Son rêve, qui se confondit rapidement avec sa propre vie, se résume dans le seul mot «francophonie». Ce terme ne faisait pas partie du vocabulaire des années 1950, mais c'était à cela qu'il pensait en 1951 à son retour de Paris où il avait étudié à Science po. Dès ce moment, il imaginait la mise sur pied d'une organisation internationale des peuples de langue française.
À 25 ans, on croit que tout est possible. Aussi Jean-Marc Léger s'attache à mettre sur pied en 1953 l'Union culturelle française. Il n'a qu'une vague idée de ce qu'elle sera. Ne manquant pas d'audace, il frappe à la porte du gouvernement français qui, tout sympathique qu'il soit à sa cause, préfère ne pas s'engager. Les gouvernements ont à cette époque d'autres soucis. Qu'importe, il en fera une association volontaire de citoyens, une ONG, dont on dirait aujourd'hui qu'elle était une avant-première de la «francophonie des peuples».

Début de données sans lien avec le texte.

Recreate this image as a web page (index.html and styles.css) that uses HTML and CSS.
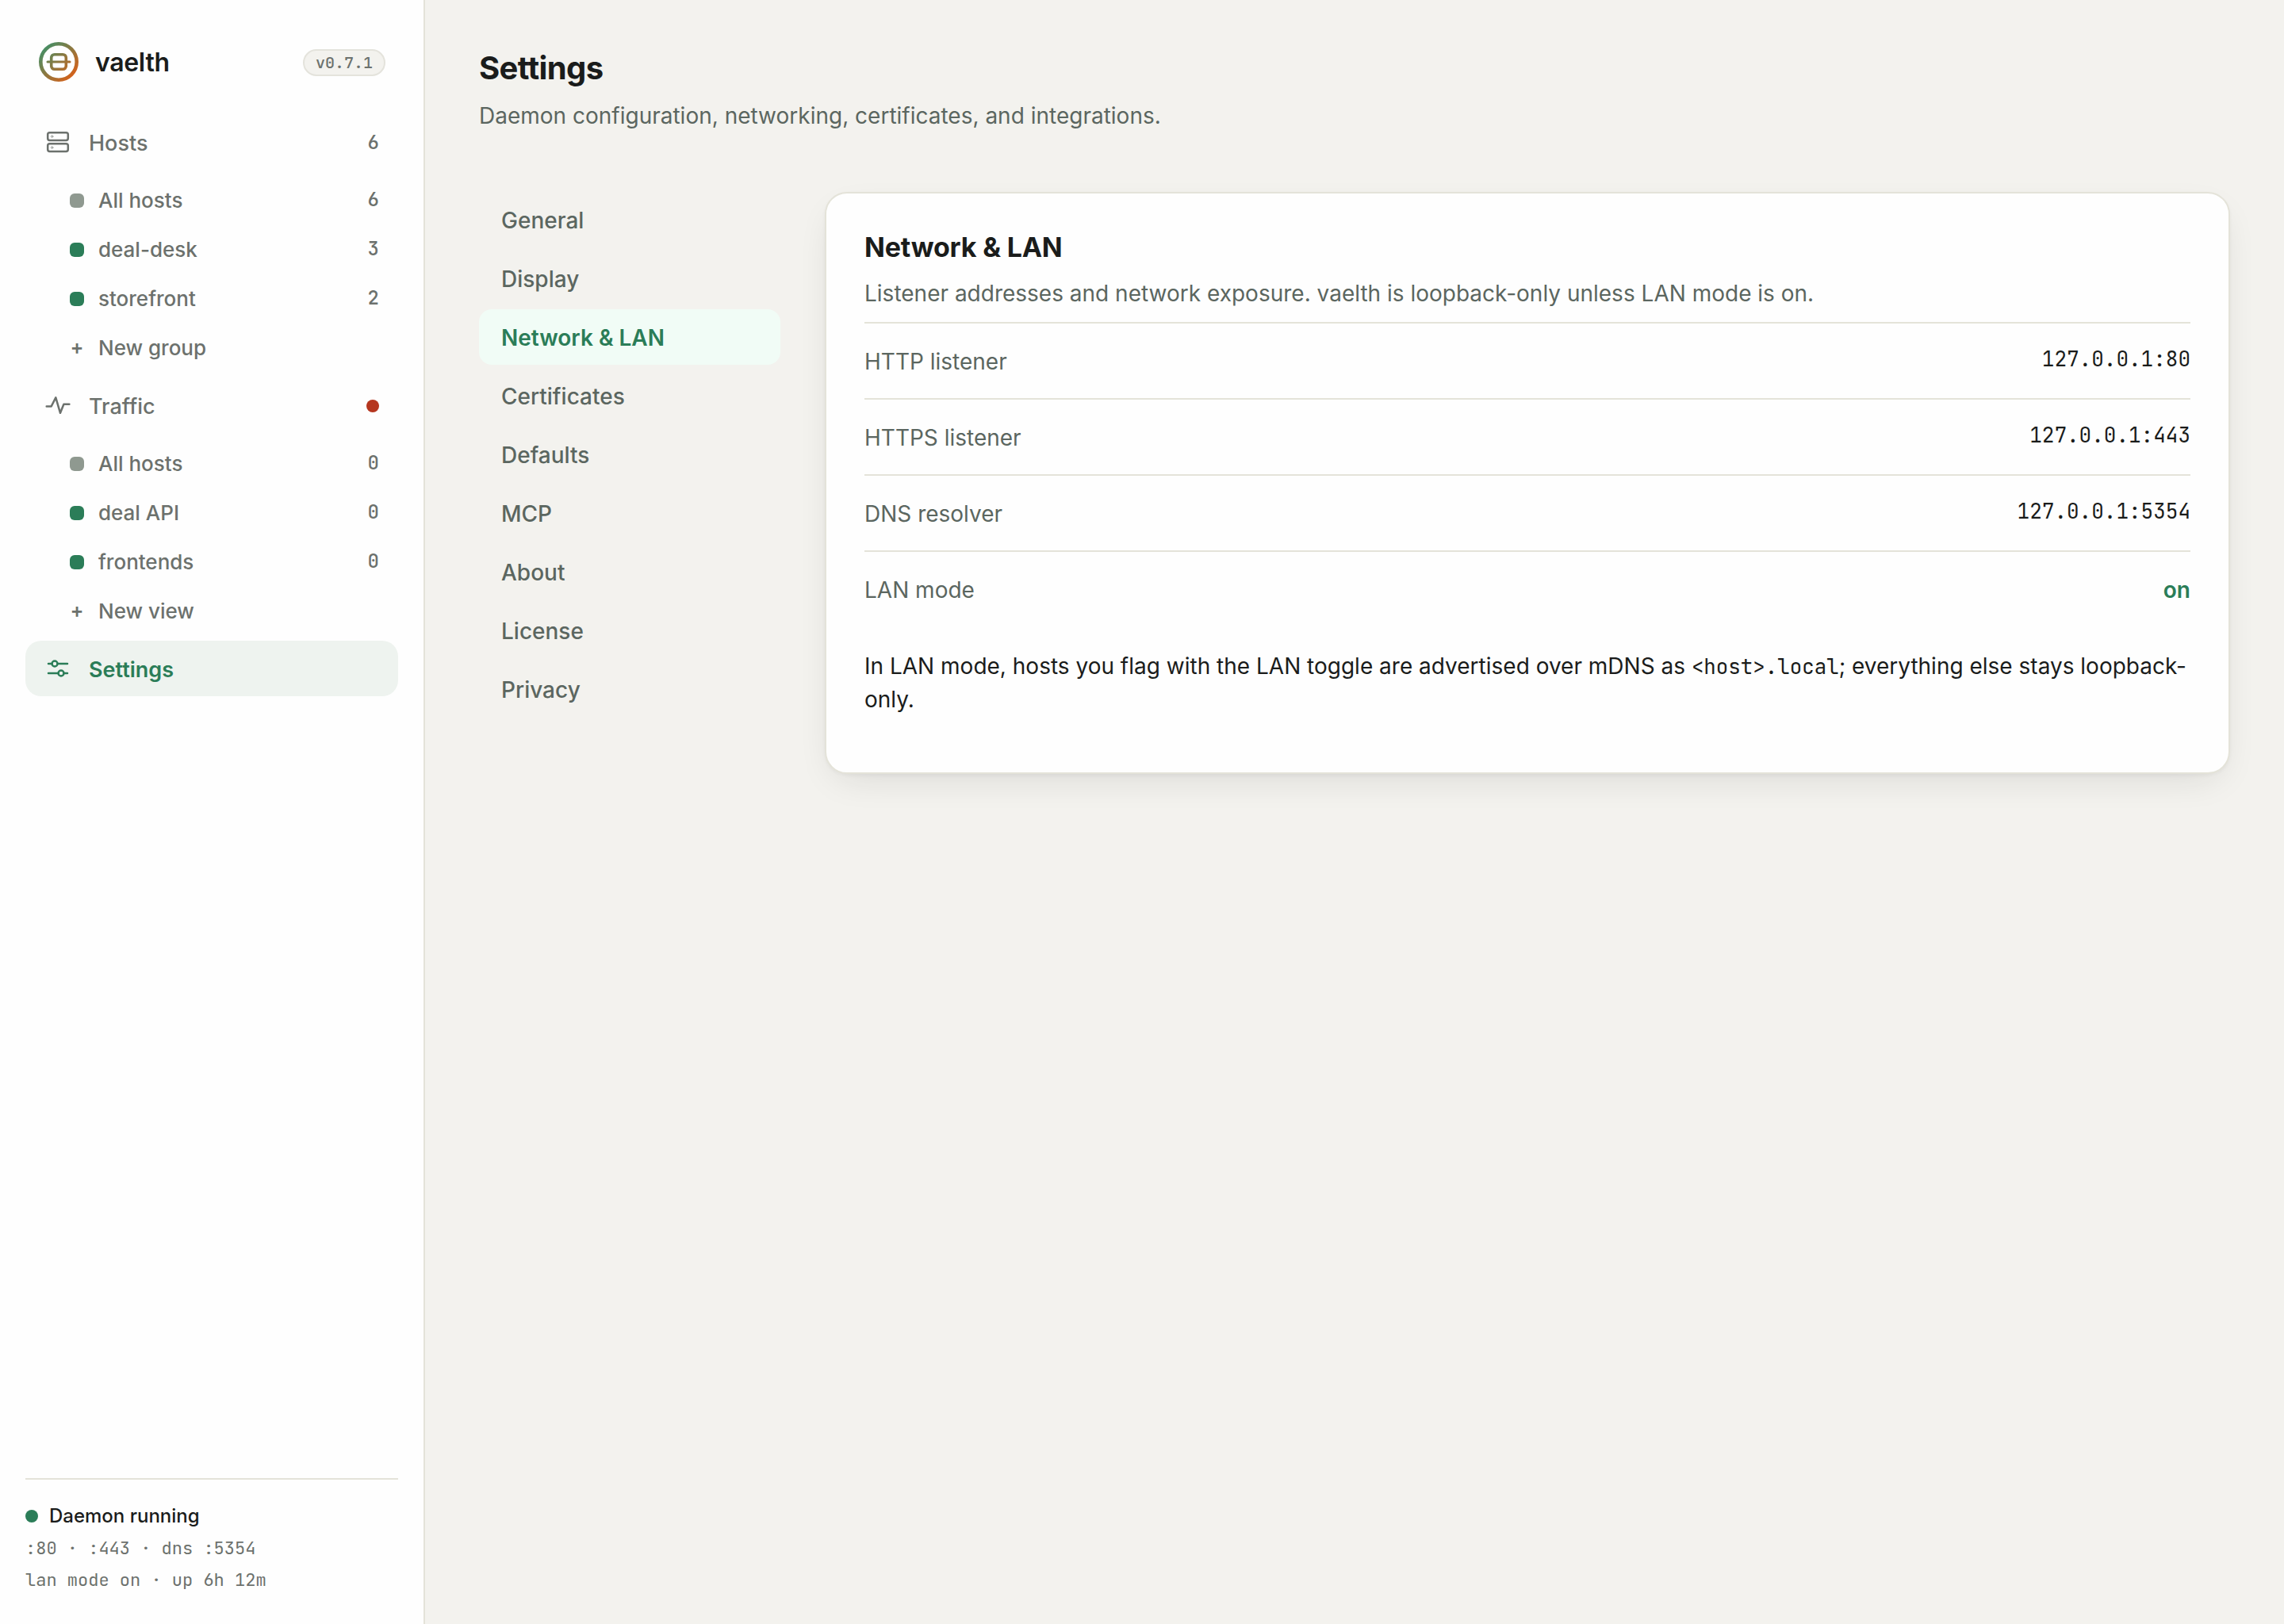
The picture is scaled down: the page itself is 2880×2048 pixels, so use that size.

Son activisme n'allait pas s'arrêter là. Avec le concours de son ami André Bachand, de l'Université de Montréal, il entreprend en 1957 de mobiliser les milieux universitaires autour d'un regroupement des universités entièrement ou partiellement de langue française. L'AUPELF naîtra officiellement en 1961. Ce sera le premier noyau dur de la francophonie internationale. Trente universités participent à sa création. Aujourd'hui, devenue l'Agence universitaire de la Francophonie, elle compte plus de 300 membres.
Le secrétariat de l'AUPELF qu'assure Jean-Marc Léger le conduira à poursuivre son action en faveur de la francophonie à travers les pays francophones d'Afrique. Unanimement, tous se tournent vers lui en 1969 pour assurer le secrétariat de l'Agence de coopération culturelle et technique, première incarnation d'une francophonie institutionnelle, qu'il dirigera jusqu'en 1974.
L'ambition première de Jean-Marc Léger à travers son militantisme pour la francophonie était de consolider la situation du français comme langue nationale et internationale. Journaliste chargé des affaires internationales à La Presse puis au Devoir, il n'a jamais participé à cette idée reçue voulant que le Québec ait besoin de s'ouvrir au monde. De tout temps, les Québécois ont été ouverts au reste du monde. Ce qui leur manquait, c'est une présence au monde. Dont acte. Le Québec a une grande dette envers cet homme.